Another lawyer, Mr. Jiti Ogunye said, “Judges in most times can only be seen and not be heard, except through their ruling, judgment, order or through their public lectures or publication as approved by relevant authority.
Against this background, it is agreed that Judges have wide latitude to use their powers not only to determine the cases before them, also to make commentary, not only on the conduct of parties or their lawyers, but certain practices in the court.
That is why Judges are regarded as persons who use law for social engineering. I am familiar with judgment where-in the court made wide ranging comment unsavoury conducts of litigants as well as lawyers regarded as unprofessional.
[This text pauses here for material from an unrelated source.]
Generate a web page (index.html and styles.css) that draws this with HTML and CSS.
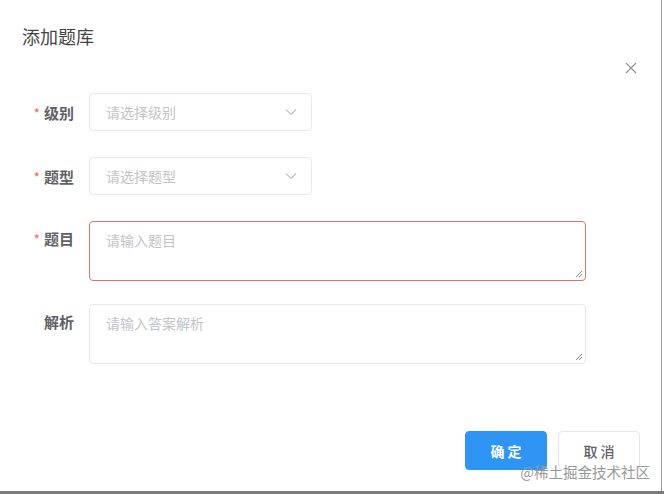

In case of the Ondo Attorney-General Vs Attorney General of the Federation, where the state challenged the formulation of the ICPC law. The Supreme Court per Uwais rejected the appeal and said corruption has reached its hydra-headed level in Nigeria.
So, if there had been an altercation between the Judge and the lawyers representing parties in court, while the Judge has the power to rectify or lampoon lawyers for conduct that fell below standard. However, we had expected the Judge in this case to exercise his power with restrain and the judicial dignity in such way that his personality as a Judge will not become issue in the case, either before him or in appeal.
Because if this is not done, the Judge stand the risk of being accused of bias. Therefore, the dignity and majesty of the court of justice will not be negatively affected. However, I am not one that will argue sheepishly and speedily in the defence of any SAN that it should not be lampooned by a Judge.
Finally, I agreed with the Judge that the culture of AGF sitting down, distributing brief to his fellow SANs is unethical while the ministry of Justice lawyers are lying idle and not doing their job. The practice is unethical and outrageous. That is corruption. What will be five SANs doing sitting in a case?